The side characters are also the absolute best and yes, we saw several Nick and Andy cameos 🥳 The other thing that was a home-run for me (lol I’m such a loser) is that it centers around the best sport in the entire world 🙌🏼 I am a DIEHARD baseball fan and there is such a lack of this setting in the bookish world of sports romance! I felt like I got a nice taste of it when I read Luke & Billy, and then Cat said, “I’m going to bless the world with a whole 4-course meal by writing YSBSL”. And the world became a better place because of it.
I know this isn’t my normal review style but I am truly unhinged. I’ve been tilted off my literary axis and couldn’t be happier about it. You really don’t want to miss this one!
Thank you SOOOO much to DJ, Avon, and NetGalley for the eARC ❤️

I had a blast reading about these vibrant characters and going along for the ride of this story. The research and care put into it was apparent on every page. It’s exactly the kind of fun, happy story I was hoping it would be.

A lot of sports romances use SPORT, broadly speaking, as a metaphor, but Sebastian brilliantly looks at what is specific to baseball--the fascination with statistics in a game where those numbers reveal baseball's unlikeliness--and parallels it to grief, love after loss, and the vagaries of life. The result is one of the smartest sports romances I've ever read, one that cares about history as much as its characters, that allows space for prickliness and hard feelings. Sebastian is brilliant; her career is one to watch.

I really liked revisiting the setting of Cat Sebastian's previous book, We Could Be So Good. This time the story focused on Mark Bailey, a reporter who experienced a devastating loss few people know about and Eddie O'Leary, a baseball player recently traded to a newly formed New York baseball team. Pretty much everyone hates Eddie after he melted down publicly over the trade and insulted his teammates, and Mark is assigned to write a series of diaries in the paper from Eddie's perspective.
Once again, there's not a ton of plot here; it's mostly just a soft relationship development story. I loved the way Eddie and Mark worked as a couple and how they helped each other work through their issues. It was very sweet and the historical setting was really interesting to read about.
Overall, I really liked this and hope we get even more from this 'verse in the future.
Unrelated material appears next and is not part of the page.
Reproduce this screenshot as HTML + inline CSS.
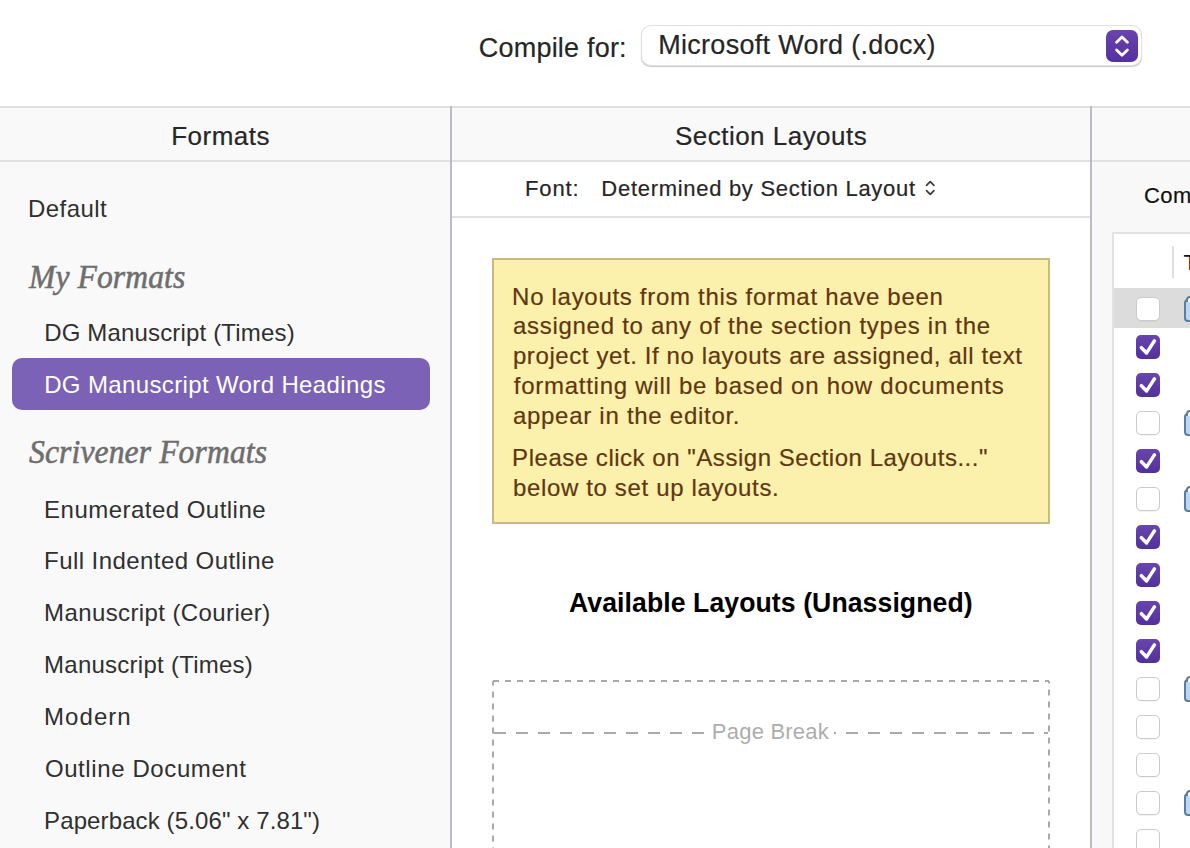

If there's ever a time when I don't give five stars to a Cat Sebastian novel, know that it's not truly me writing the review.
Mark is grieving the loss of his partner and Eddie is grieving the loss of his home and life back in Kansas. Together, they stitch themselves back together and learn to let that grief exist without letting it bury them.
This is a book about knowing the risks, knowing the damage your choices could cause, and saying "lol ok" and making those choices anyway. I loved Eddie most of all. A big, lumbering, golden retriever of a man. He was always so sure of himself and what he wanted and I loved that. So many times we have both main characters terrified to take that next step and terrified to go forward. Eddie was all in from the jump.

Cat Sebastian does it again! This was such a sweet follow up to We Could Be So Good. To be fair, I'm a HUGE baseball fan so I was going to be partial to this book from the start. Sebastian really captured the strange, infuriating, and beautiful elements of the game and, as always, developed full, lovable characters. A fun, lovely read that I'll be recommending to any romance or romance-curious reader.

I adored this book! After being more lukewarm than usual for a Cat Sebastian novel on her last Georgian era one, I've been loving her 20th century queer stories (including last year's We Could Be So Good and the self-published Cabots series), and am happy to say You Should Be So Lucky continues that trend with the added bonus of being a baseball romance. I didn't even know I liked baseball romance--I'm not a huge sportsball fan, and while I don't mind hockey romance, I'm sports-neutral as far as my romance taste unless it's from a really good writer--but lately I've read a few I really liked, and if nothing else it's nice to see something different in a more hockey-saturated market. Personally I'd recommend this title for fans of K.D. Casey's recent contemporary Jewish m/m series or Alicia Thompson's forthcoming The Art of Catching Feelings sooner than Evvie Drake Starts Over to readers looking for more baseball romances, as well as to those who enjoy mid-century queer romance like Fellow Travelers (the 1950s-1970s period in particular is another relatively unexplored romance genre market niche that I'd love to see more of).

Cat Sebastian can do no wrong. This book is a gem - if you loved "We could be so good" do yourself a favor and get this one too. Same cast of characters but this time focused on Mark and a ballplayer new to town who is in the biggest of all slumps.
As the author fully acknowledges, there's about 2% plot, it's just a beautiful journey of two characters. Sometimes their internal musings "maybe this, maybe that...' and the repetative course of sports - ball game, practice, things don't go quite right, travel, another ball game make parts a litle bit slow. But slow is this book's middle name. You can't help but love Mark and Eddie, and particularly Mark's journey as he emerges from his all-consuming grief to have windows of time where he is in the world again -- the descriptions of grief -- or rather, the way the author SHOWS a person going throguh grief - is exquisitely done. The scene with the jars of cherries is just ughghhg heart-wrenchingly beautiful/sad/happy/comforting all at once.
The main threads of the story -- just getting throguh the bad stuff (because it happens to every one / there's not a 'Reason' for it / there's not a magic switch to make it better); grief & loving all of someone, and the DOG -- are all just a beautiful hug of a book. It doesn't get too sad or too sacharine, it just walks a perfect line of living through the good & bad and being brave enough to carve out a space for love and found family, in the face of life's obstacles.